1. Identifying and classifying sensitive data
You can’t protect what you don’t know or can’t find, so there was a lot of discussion around the importance of being able to discover and classify sensitive data within the organization. The speakers recommended getting started by defining what types of data require protection, such as ePHI, PII, or PCI data. Once you’ve identified what types of data will be considered sensitive, you need to locate where that data exists within your organization. Determine what areas of the environment in which it resides – endpoints, networks, the cloud, etc.
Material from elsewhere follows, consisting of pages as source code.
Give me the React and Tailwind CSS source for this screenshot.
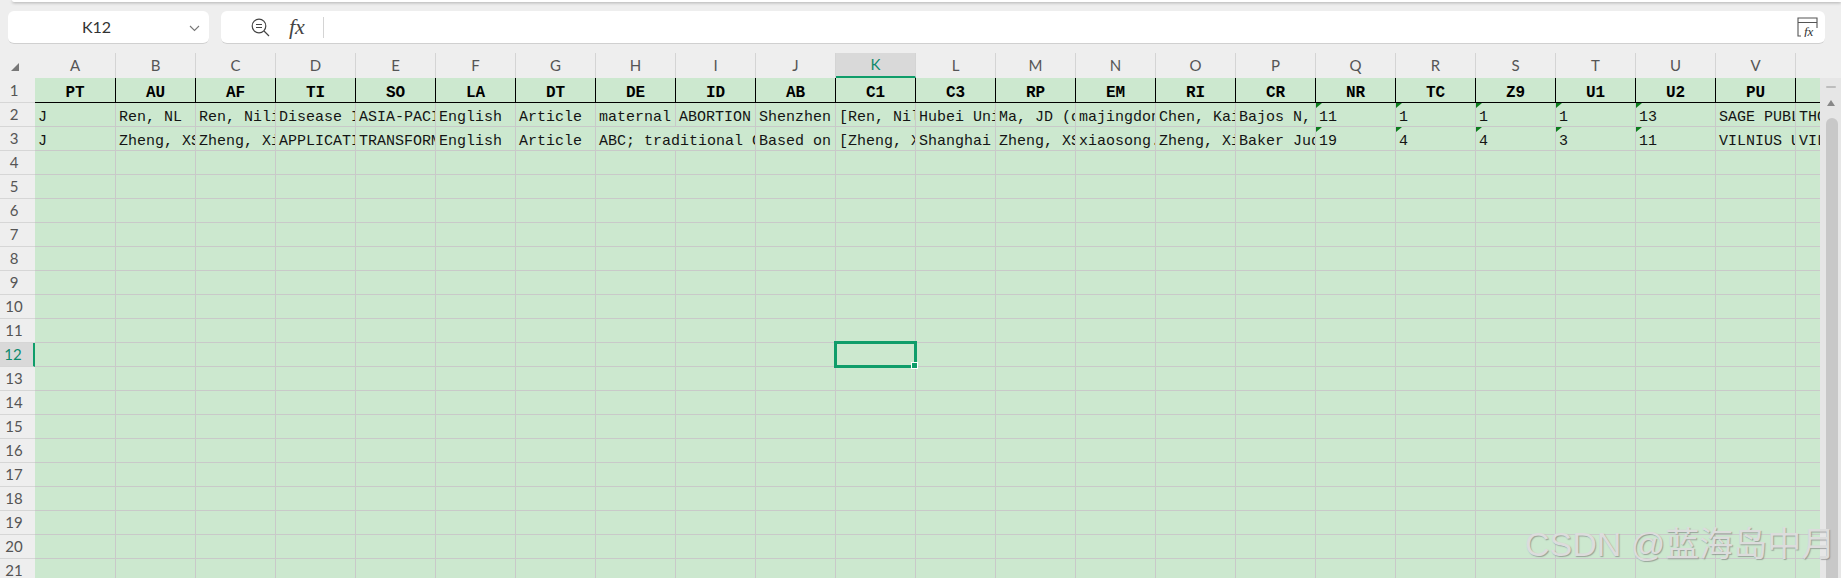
const COLS = ["A","B","C","D","E","F","G","H","I","J","K","L","M","N","O","P","Q","R","S","T","U","V","W"];
const R1 = ["PT","AU","AF","TI","SO","LA","DT","DE","ID","AB","C1","C3","RP","EM","RI","CR","NR","TC","Z9","U1","U2","PU",""];
const R2 = ["J","Ren, NL","Ren, Nili","Disease Identification","ASIA-PACIFIC JOURNAL","English","Article","maternal","ABORTION","Shenzhen","[Ren, Nili]","Hubei University","Ma, JD (corresponding)","majingdong","Chen, Kai","Bajos N,","11","1","1","1","13","SAGE PUBLICATIONS","THOUSAND OAKS"];
const R3 = ["J","Zheng, XS","Zheng, Xiaosong","APPLICATION","TRANSFORMATIONS","English","Article","ABC; traditional Chinese",null,"Based on","[Zheng, Xiaosong]","Shanghai University","Zheng, XS (corresponding)","xiaosong.zheng","Zheng, Xiaosong","Baker Judy","19","4","4","3","11","VILNIUS UNIVERSITY","VILNIUS"];
const EMPTY = COLS.map(() => "");
const ROWS = Array.from({ length: 21 }, (_, i) => i + 1);
const mono = "font-['Liberation_Mono','Courier_New',monospace]";
const ui = "font-['Lato','Noto_Sans',sans-serif]";

function Triangle() {
  return (
    <svg className="absolute left-0 top-0" width="6" height="5" viewBox="0 0 6 5">
      <polygon points="0,0 6,0 0,5" fill="#0b7d1c" />
    </svg>
  );
}

function HeaderRow() {
  return (
    <div className="flex h-[25px] shrink-0">
      {R1.map((t, i) => (
        <div
          key={i}
          className={`${i === 0 ? "w-[81px]" : "w-[80px]"} h-[25px] shrink-0 border-r border-b border-black bg-[#cce8cf] pt-[7px] text-center text-[16px] leading-[16px] font-bold text-black overflow-hidden ${mono}`}
        >
          {t}
        </div>
      ))}
    </div>
  );
}

function DataRow({ cells, tri }) {
  return (
    <div className="flex h-[24px] shrink-0">
      {cells.map((t, i) => {
        if (t === null) return null;
        const span = cells[i + 1] === null;
        const width = i === 0 ? "w-[81px]" : span ? "w-[160px]" : "w-[80px]";
        return (
          <div
            key={i}
            className={`${width} relative h-[24px] shrink-0 border-r border-b border-[#c9c9c9] pl-[3px] pt-[7px] text-[15px] leading-[15px] whitespace-nowrap overflow-hidden text-[#141414] ${mono}`}
          >
            {tri && i >= 16 && i <= 20 && <Triangle />}
            {t}
          </div>
        );
      })}
    </div>
  );
}

export default function App() {
  return (
    <div className="relative flex h-[578px] w-[1841px] flex-col overflow-hidden bg-[#eeeeee]">
      <div className="ml-[12px] h-[2px] shrink-0 rounded-bl bg-white shadow-[0_1px_3px_rgba(0,0,0,0.3)]" />

      <div className={`flex h-[51px] shrink-0 gap-[12px] pl-[8px] pr-[16px] pt-[9px] pb-[9px] ${ui}`}>
        <div className="relative flex h-[33px] w-[201px] items-center justify-center rounded-md border-b border-[#d0d0d0] bg-white pr-[24px] text-[16px] text-[#333]">
          K12
          <svg className="absolute right-[9px] top-[14px]" width="11" height="7" viewBox="0 0 11 7" fill="none" stroke="#777" strokeWidth="1.1">
            <path d="M1 1 L5.5 5.5 L10 1" />
          </svg>
        </div>
        <div className="flex h-[33px] flex-1 items-center rounded-md border-b border-[#d0d0d0] bg-white">
          <svg className="ml-[30px]" width="19" height="19" viewBox="0 0 19 19" fill="none" stroke="#444" strokeWidth="1.2">
            <circle cx="8" cy="8" r="6.8" />
            <path d="M5 6.5 H11 M5 9.5 H11 M13 13 L18 18" />
          </svg>
          <span className="ml-[19px] w-[20px] font-['Liberation_Serif',serif] text-[22px] italic leading-none text-[#444]">fx</span>
          <div className="ml-[14px] h-[21px] w-px bg-[#d4d4d4]" />
          <div className="flex-1" />
          <svg className="mr-[7px]" width="21" height="20" viewBox="0 0 21 20" fill="none" stroke="#555" strokeWidth="1.1">
            <path d="M4 19 H1 V1 H20 V11 M1 5.5 H20" />
            <text x="7" y="18.5" fontSize="13" fontStyle="italic" fontFamily="Liberation Serif, serif" fill="#333" stroke="none">fx</text>
          </svg>
        </div>
      </div>

      <div className={`flex h-[25px] shrink-0 overflow-hidden text-[15px] text-[#555] ${ui}`}>
        <div className="flex w-[35px] shrink-0 items-center">
          <svg className="ml-[11px] mt-[3px]" width="8" height="8" viewBox="0 0 8 8">
            <polygon points="8,0 8,8 0,8" fill="#777" />
          </svg>
        </div>
        {COLS.map((c, i) => (
          <div
            key={c}
            className={`${i === 0 ? "w-[81px]" : "w-[80px]"} flex shrink-0 items-center justify-center border-r border-[#d4d4d4] ${
              c === "K" ? "border-b-2 border-b-[#0f9d6a] bg-[#d9d9d9] text-[#0f8a6c]" : ""
            }`}
          >
            {c === "W" ? "" : c}
          </div>
        ))}
      </div>

      <div className="flex min-h-0 flex-1">
        <div className={`w-[35px] shrink-0 overflow-hidden text-[15px] text-[#555] ${ui}`}>
          {ROWS.map((n) => (
            <div
              key={n}
              className={`${n === 1 ? "h-[25px]" : "h-[24px]"} flex items-center justify-center border-b border-[#d6d6d6] pr-[7px] ${
                n === 12 ? "border-r-2 border-r-[#0f9d6a] bg-[#d9d9d9] pr-[5px] text-[#0f8a6c]" : ""
              }`}
            >
              {n}
            </div>
          ))}
        </div>

        <div className="w-[1785px] shrink-0 overflow-hidden bg-[#cce8cf]">
          <HeaderRow />
          <DataRow cells={R2} tri />
          <DataRow cells={R3} tri />
          {ROWS.slice(3).map((n) => (
            <DataRow key={n} cells={EMPTY} />
          ))}
        </div>

        <div className="flex flex-1 flex-col items-start bg-[#e6e6e6] pl-[6px]">
          <div className="mt-[8px] h-[2px] w-[10px] rounded bg-[#bdbdbd]" />
          <svg className="ml-[1px] mt-[12px]" width="8" height="6" viewBox="0 0 8 6">
            <polygon points="4,0 8,6 0,6" fill="#888" />
          </svg>
          <div className="mt-[12px] w-[12px] flex-1 rounded-t-md bg-[#c8c8c8]" />
        </div>
      </div>

      <div className="absolute left-[834px] top-[341px] h-[27px] w-[83px] border-[3px] border-[#0f9d6a]">
        <div className="absolute -bottom-[4px] -right-[4px] size-[7px] border border-white bg-[#0f9d6a]" />
      </div>

      <div className="absolute left-[1525px] top-[524px] whitespace-nowrap font-['Liberation_Sans','Noto_Sans_CJK_SC',sans-serif] text-[34px] leading-[40px] text-[#dcdcdc] [text-shadow:1px_1px_1px_rgba(110,110,110,0.55)]">
        CSDN @蓝海岛中月
      </div>
    </div>
  );
}
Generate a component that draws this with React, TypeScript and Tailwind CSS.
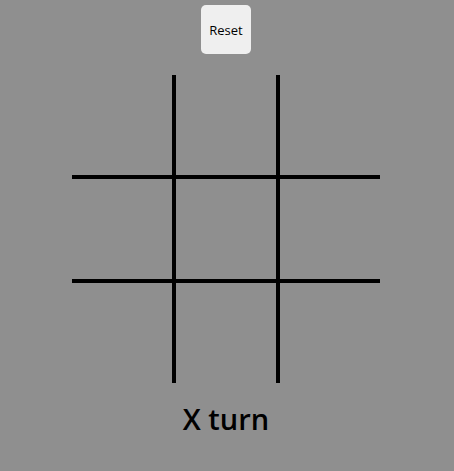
const cells = Array.from({ length: 9 }, (_, i) => i);

export default function App() {
  return (
    <div className="min-h-screen w-full bg-[#8f8f8f] pr-[2px] flex flex-col items-center font-['Open_Sans',sans-serif] text-black">
      <button className="mt-[5px] h-[49px] w-[50px] rounded-[5px] bg-[#efefef] pt-[2px] text-[13px] text-black">
        Reset
      </button>

      <div className="mt-[21px] grid grid-cols-[100px_100px_100px] grid-rows-[100px_100px_100px] gap-[4px] bg-black">
        {cells.map((i) => (
          <div key={i} className="bg-[#8f8f8f]" />
        ))}
      </div>

      <p className="mt-[19px] text-[29px] font-semibold leading-[34px]">X turn</p>
    </div>
  );
}
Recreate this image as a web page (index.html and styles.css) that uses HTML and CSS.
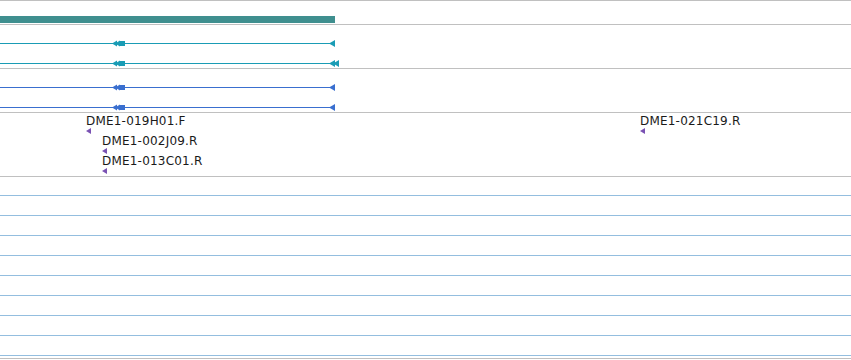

2. Employees put sensitive data at risk
Current or former employees, either by malice or mistake, can leak sensitive patient data across a variety of egress channels such as email, removable media, mobile devices, and cloud storage. As is the case in many industries, healthcare organizations struggle with finding the best ways to educate and empower users with the knowledge and practices to keep data safe.
Image via John Klossner.
3. Phishing attacks
Healthcare organizations have proven to be particularly vulnerable to phishing attacks. According to the CISOs, phishing attacks remain the top entry vector for malware, including ransomware. The phishing threat in the healthcare industry has been widely reported on in recent years. SecurityScorecard’s 2016 Healthcare Industry Cybersecurity Report found that 75% of healthcare organizations have fallen victim to malware infections, with PhishMe research suggesting that 91% of those attacks start with phishing.
4. Security tools providing way too many false positives
This is a common problem; time and resources spent responding to false positives is effectively wasted. Healthcare infosec teams are finding that the traditional methods to discovering PHI are prone to false positives and false negatives, leading to high staffing costs and ineffective actionable data.
5. A severe security talent shortage
The security talent shortage is real. As healthcare infosec teams continue to struggle to get sufficient budgets and resources for data protection, many face difficulties in finding qualified security practitioners to fill critical roles. A CIO Survey from last year found that unemployment in the information security industry is virtually 0%, while 23.2% of security professionals reported that the talent shortage is the biggest issue in IT.